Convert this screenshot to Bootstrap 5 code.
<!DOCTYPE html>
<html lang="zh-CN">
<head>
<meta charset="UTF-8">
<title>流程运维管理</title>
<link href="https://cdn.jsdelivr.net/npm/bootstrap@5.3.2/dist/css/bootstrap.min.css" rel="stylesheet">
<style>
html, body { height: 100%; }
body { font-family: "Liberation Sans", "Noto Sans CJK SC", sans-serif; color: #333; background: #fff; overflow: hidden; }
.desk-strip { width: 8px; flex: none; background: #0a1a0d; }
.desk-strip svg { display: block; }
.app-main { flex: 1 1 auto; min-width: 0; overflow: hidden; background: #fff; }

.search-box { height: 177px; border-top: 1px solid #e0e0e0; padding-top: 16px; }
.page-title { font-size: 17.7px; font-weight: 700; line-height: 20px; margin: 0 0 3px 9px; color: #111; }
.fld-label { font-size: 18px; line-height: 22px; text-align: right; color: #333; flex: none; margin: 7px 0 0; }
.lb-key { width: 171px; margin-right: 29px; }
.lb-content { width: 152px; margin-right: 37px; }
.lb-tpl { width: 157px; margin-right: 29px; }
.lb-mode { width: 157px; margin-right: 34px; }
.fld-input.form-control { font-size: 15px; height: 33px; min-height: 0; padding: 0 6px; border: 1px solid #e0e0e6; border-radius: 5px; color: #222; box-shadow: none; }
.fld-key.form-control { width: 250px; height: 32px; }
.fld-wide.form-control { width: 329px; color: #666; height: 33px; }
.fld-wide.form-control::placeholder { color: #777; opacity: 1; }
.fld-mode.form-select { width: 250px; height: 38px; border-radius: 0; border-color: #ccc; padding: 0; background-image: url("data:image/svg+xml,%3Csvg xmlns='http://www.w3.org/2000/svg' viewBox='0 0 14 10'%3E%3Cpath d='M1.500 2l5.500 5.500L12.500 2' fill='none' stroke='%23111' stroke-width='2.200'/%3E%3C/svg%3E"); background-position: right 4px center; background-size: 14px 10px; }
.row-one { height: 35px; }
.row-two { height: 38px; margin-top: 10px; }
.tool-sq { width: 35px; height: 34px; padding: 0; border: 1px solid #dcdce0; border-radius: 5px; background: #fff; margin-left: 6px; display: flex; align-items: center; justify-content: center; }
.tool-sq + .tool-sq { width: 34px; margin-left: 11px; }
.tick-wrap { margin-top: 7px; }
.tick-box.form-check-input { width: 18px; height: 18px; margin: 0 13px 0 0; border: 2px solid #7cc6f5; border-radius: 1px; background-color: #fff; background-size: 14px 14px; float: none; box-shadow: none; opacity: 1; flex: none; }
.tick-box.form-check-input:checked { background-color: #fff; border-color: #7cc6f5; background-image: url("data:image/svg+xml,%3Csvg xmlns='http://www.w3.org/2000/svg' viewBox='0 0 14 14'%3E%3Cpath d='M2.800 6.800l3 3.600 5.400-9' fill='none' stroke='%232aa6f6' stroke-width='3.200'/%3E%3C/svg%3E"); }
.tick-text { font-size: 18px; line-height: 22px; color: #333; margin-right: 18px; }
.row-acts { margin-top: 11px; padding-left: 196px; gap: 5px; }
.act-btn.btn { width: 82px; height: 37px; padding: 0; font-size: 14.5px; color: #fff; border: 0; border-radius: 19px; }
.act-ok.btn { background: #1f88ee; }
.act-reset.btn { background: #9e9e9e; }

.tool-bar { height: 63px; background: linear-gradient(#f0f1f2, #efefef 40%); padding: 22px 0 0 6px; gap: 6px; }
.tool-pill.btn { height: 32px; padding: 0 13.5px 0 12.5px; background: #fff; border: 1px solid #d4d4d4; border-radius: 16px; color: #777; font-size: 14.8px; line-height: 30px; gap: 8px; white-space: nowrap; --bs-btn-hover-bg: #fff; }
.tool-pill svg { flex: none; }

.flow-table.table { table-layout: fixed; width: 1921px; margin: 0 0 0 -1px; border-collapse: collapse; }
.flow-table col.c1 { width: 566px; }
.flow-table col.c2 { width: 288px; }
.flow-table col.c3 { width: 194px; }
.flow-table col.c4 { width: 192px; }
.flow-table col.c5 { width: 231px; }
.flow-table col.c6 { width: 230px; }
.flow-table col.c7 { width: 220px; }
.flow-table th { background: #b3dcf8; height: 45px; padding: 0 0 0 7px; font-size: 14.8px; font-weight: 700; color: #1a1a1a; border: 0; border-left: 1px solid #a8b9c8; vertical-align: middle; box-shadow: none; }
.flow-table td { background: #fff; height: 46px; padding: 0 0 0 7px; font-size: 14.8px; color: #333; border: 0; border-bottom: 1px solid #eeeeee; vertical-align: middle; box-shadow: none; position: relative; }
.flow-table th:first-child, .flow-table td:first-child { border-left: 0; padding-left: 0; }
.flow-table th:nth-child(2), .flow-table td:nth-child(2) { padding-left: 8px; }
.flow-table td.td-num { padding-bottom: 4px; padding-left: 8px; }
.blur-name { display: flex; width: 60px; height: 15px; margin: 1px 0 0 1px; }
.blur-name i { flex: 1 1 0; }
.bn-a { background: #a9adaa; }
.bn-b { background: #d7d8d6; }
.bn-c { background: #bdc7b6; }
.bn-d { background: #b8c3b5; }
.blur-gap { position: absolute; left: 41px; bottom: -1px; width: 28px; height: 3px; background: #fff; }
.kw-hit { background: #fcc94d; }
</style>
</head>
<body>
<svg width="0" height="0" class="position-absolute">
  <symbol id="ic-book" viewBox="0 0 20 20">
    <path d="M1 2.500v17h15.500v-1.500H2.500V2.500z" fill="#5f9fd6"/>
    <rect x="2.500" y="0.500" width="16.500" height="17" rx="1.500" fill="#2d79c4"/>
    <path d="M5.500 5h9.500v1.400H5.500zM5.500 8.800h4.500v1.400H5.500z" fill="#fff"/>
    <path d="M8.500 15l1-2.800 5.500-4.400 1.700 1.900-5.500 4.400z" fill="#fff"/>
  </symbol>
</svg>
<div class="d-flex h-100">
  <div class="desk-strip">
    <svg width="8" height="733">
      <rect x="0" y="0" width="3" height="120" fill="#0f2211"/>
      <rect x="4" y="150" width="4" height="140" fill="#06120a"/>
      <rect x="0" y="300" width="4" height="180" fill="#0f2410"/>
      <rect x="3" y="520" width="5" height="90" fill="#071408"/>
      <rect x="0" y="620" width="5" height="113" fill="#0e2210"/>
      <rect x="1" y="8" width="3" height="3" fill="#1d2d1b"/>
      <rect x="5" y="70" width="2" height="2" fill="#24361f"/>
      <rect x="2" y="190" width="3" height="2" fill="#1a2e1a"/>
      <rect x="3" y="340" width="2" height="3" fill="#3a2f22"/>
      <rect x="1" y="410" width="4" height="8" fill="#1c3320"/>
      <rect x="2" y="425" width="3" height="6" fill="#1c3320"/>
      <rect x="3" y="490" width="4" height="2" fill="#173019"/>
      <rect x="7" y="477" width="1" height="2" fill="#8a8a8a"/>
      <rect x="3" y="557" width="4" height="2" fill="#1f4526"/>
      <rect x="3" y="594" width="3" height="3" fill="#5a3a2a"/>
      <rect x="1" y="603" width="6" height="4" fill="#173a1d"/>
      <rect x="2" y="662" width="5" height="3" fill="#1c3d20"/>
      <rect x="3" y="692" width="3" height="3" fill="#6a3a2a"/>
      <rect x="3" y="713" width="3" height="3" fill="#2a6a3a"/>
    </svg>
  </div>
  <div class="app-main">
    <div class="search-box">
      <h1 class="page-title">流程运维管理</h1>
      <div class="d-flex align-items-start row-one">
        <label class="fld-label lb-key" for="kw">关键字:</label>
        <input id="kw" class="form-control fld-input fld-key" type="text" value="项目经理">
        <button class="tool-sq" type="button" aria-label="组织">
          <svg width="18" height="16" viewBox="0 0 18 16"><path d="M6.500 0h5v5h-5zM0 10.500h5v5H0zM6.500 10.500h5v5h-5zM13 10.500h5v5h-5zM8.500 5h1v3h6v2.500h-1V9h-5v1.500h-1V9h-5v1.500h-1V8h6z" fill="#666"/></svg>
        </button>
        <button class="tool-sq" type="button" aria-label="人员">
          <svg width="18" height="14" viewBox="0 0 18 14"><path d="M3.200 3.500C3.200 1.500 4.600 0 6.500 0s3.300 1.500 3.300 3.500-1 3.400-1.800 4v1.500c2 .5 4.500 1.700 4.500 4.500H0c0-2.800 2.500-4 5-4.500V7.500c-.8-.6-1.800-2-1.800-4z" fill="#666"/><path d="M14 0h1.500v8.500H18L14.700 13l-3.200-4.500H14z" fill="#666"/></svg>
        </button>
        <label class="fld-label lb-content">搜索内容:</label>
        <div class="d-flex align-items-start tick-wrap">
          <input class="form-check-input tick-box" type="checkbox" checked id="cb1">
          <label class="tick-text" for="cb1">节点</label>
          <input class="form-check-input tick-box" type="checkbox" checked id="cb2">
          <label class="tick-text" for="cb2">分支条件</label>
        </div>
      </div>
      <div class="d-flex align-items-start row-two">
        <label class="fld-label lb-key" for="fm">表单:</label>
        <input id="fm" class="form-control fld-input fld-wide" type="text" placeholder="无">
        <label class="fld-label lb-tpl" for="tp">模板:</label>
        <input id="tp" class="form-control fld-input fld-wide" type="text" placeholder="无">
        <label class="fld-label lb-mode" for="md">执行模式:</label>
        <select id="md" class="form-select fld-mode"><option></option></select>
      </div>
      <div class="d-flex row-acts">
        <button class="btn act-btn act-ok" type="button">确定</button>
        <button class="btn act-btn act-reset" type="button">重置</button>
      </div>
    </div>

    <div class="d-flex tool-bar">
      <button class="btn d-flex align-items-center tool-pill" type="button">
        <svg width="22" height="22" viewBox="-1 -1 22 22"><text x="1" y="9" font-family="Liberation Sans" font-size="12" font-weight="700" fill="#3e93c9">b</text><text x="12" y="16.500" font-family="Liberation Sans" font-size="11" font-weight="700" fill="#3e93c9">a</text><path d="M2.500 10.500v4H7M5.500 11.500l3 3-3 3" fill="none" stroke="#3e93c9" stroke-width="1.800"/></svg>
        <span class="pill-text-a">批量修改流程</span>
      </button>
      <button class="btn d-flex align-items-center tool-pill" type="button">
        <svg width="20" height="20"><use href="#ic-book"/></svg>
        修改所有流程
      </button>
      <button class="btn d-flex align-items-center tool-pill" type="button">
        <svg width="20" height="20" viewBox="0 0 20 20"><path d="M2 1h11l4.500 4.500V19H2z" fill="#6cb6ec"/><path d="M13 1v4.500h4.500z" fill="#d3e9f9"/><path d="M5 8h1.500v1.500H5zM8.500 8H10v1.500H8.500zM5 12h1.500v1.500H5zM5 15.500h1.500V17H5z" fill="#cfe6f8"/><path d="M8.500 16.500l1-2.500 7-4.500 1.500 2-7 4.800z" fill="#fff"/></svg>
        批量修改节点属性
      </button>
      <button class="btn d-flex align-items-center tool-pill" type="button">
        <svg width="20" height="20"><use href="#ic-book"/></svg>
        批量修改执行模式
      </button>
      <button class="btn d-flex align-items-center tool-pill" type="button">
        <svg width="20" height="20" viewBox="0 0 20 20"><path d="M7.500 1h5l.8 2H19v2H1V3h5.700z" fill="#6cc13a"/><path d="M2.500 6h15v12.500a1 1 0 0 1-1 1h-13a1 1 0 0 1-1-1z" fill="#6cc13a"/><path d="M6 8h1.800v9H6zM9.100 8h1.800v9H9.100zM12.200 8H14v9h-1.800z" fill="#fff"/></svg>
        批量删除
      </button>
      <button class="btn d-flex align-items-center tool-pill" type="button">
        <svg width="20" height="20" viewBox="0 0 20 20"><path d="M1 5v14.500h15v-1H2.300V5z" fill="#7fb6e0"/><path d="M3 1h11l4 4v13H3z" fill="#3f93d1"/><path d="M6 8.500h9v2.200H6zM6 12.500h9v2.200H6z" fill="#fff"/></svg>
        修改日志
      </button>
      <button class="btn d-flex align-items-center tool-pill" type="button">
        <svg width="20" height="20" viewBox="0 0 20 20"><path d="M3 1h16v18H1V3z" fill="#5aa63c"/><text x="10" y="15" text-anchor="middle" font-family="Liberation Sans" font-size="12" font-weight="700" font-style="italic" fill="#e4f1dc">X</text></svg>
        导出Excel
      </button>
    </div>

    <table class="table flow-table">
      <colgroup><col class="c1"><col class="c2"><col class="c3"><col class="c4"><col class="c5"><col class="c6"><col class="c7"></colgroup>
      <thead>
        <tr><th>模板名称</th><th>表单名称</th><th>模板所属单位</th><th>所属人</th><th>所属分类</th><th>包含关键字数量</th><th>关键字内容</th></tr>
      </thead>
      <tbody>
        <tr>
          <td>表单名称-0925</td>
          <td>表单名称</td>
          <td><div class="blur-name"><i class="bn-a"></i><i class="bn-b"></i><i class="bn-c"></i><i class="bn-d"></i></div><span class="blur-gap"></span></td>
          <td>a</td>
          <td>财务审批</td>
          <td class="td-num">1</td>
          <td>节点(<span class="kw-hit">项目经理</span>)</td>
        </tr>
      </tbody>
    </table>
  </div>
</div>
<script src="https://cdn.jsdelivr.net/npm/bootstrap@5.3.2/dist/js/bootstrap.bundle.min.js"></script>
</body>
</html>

■ **DIRECTIVE**
The required output is the exact run of lines from the beginning of the listing above to the line that contains "auto; min-width: 0;", inclusive of both.

■ **OUTPUT BELOW**
Convert this screenshot to Bootstrap 5 code.
<!DOCTYPE html>
<html lang="zh-CN">
<head>
<meta charset="UTF-8">
<title>流程运维管理</title>
<link href="https://cdn.jsdelivr.net/npm/bootstrap@5.3.2/dist/css/bootstrap.min.css" rel="stylesheet">
<style>
html, body { height: 100%; }
body { font-family: "Liberation Sans", "Noto Sans CJK SC", sans-serif; color: #333; background: #fff; overflow: hidden; }
.desk-strip { width: 8px; flex: none; background: #0a1a0d; }
.desk-strip svg { display: block; }
.app-main { flex: 1 1 auto; min-width: 0; overflow: hidden; background: #fff; }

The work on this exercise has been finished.